Description of the task:
Copy each line below that contains "React".

** start of Input for this task **

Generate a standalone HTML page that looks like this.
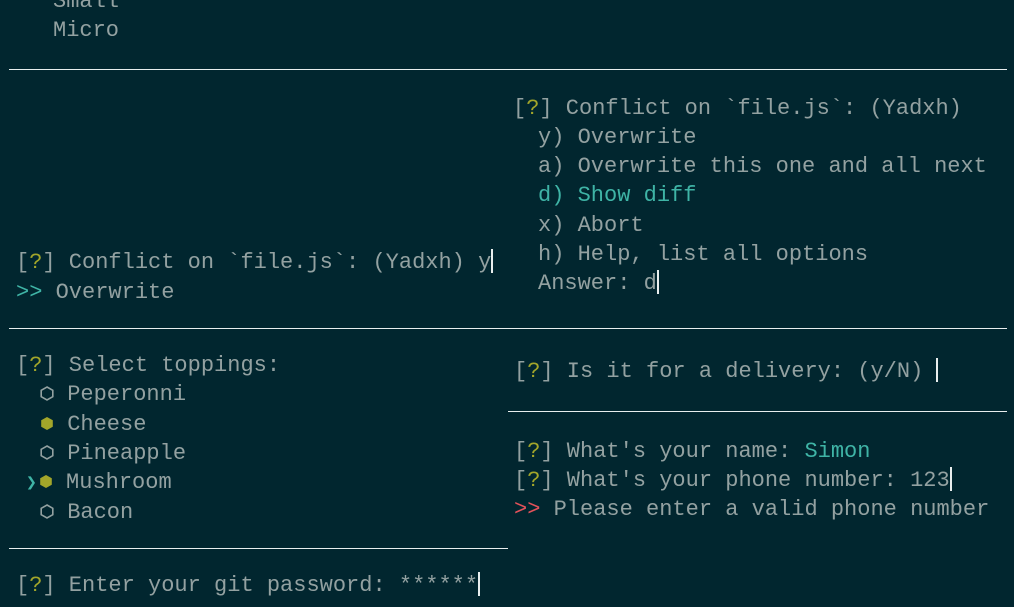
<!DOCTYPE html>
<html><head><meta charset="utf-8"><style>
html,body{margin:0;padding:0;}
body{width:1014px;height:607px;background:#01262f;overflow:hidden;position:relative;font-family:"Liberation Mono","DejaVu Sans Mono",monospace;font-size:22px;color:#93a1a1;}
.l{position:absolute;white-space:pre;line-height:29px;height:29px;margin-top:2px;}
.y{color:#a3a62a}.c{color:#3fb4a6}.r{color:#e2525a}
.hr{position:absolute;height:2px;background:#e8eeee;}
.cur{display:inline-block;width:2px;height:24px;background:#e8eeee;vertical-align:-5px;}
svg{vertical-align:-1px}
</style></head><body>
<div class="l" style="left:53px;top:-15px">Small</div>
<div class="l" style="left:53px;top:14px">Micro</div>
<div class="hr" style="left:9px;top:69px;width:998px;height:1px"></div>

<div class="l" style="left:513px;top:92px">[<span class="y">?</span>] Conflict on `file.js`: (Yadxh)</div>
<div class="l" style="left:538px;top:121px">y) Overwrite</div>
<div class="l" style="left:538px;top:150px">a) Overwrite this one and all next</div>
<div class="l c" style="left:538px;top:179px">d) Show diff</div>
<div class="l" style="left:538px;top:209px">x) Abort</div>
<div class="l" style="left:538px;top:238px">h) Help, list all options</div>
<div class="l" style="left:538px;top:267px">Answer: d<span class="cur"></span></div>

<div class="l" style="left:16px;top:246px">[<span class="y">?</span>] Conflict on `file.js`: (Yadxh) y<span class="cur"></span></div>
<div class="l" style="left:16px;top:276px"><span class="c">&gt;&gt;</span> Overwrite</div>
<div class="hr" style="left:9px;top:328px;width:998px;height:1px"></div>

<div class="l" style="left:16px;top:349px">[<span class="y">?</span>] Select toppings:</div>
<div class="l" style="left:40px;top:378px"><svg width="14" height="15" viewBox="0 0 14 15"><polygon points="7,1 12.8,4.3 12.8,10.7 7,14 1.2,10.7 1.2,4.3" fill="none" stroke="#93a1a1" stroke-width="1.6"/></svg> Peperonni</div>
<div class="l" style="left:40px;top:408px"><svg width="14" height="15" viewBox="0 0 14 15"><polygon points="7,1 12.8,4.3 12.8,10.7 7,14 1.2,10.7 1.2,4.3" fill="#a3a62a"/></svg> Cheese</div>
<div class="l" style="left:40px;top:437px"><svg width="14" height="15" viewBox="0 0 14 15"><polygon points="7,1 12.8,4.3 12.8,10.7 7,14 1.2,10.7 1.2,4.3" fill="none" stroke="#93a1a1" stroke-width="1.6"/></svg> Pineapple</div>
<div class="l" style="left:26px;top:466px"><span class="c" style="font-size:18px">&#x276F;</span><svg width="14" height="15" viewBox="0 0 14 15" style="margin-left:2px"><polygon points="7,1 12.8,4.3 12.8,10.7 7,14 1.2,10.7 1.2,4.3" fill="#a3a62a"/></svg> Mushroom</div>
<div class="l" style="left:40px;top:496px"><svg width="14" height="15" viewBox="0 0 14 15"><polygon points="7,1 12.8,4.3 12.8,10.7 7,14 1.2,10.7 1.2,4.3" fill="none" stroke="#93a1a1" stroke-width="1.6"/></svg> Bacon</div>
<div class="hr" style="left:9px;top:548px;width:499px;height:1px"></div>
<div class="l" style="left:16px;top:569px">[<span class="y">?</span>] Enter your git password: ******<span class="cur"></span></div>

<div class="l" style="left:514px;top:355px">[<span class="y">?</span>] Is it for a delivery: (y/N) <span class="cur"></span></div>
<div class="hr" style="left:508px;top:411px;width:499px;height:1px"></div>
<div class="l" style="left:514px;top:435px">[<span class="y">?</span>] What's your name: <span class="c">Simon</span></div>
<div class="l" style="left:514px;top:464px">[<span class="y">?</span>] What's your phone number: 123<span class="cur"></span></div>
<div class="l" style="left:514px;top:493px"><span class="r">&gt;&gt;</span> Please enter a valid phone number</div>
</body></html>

** end of Input for this task **
** start of Input for this task **

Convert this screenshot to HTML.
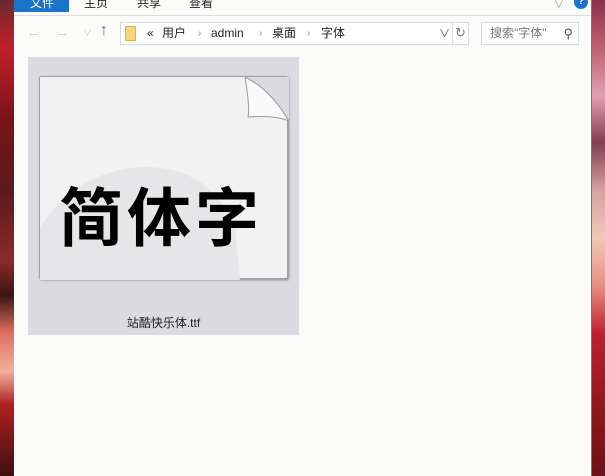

** end of Input for this task **
** start of Input for this task **

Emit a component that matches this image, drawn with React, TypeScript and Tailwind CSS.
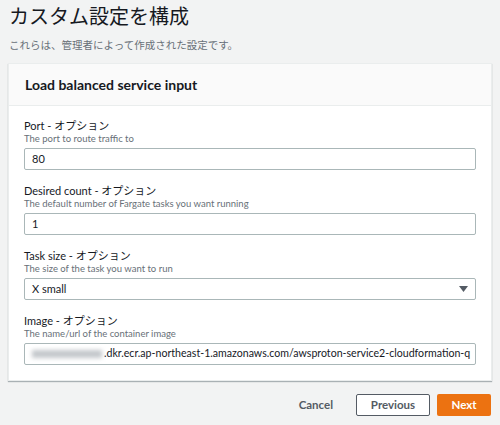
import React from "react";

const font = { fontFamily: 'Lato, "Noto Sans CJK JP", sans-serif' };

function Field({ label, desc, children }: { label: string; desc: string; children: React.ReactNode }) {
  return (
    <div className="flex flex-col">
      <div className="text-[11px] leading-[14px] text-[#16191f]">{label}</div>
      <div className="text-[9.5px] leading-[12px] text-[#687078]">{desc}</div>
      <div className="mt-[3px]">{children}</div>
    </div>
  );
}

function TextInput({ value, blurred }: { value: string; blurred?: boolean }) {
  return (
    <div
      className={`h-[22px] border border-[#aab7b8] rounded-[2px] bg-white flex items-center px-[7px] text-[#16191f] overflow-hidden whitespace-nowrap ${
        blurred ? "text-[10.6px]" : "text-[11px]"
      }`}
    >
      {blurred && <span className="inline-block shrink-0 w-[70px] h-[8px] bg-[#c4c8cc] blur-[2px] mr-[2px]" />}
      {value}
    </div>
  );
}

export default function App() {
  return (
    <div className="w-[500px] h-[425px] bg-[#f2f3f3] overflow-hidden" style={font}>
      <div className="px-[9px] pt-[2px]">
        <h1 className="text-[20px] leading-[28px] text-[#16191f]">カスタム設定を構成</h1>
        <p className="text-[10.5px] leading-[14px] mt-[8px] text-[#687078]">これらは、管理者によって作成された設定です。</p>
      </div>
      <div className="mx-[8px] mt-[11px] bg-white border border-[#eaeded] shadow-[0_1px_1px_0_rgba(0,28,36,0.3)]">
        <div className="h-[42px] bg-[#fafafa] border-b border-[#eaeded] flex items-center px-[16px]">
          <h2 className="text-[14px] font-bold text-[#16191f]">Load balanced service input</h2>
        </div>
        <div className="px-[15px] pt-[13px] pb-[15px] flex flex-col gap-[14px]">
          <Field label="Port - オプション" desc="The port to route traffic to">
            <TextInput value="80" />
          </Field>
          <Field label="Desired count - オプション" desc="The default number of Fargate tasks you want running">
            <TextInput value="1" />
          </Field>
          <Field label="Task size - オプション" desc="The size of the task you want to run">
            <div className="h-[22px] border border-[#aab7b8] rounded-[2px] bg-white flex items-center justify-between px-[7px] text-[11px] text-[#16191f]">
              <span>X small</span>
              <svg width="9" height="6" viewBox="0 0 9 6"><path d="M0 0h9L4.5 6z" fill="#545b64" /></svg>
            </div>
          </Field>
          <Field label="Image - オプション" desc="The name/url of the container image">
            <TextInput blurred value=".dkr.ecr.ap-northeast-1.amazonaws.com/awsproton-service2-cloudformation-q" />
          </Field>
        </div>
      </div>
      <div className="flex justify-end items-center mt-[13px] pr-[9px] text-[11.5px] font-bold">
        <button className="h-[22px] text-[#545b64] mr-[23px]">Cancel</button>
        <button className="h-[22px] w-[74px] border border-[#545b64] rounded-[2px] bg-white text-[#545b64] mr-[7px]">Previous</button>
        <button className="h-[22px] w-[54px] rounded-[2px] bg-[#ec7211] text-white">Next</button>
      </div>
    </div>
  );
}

** end of Input for this task **

Exercise result:
Emit a component that matches this image, drawn with React, TypeScript and Tailwind CSS.
import React from "react";
function Field({ label, desc, children }: { label: string; desc: string; children: React.ReactNode }) {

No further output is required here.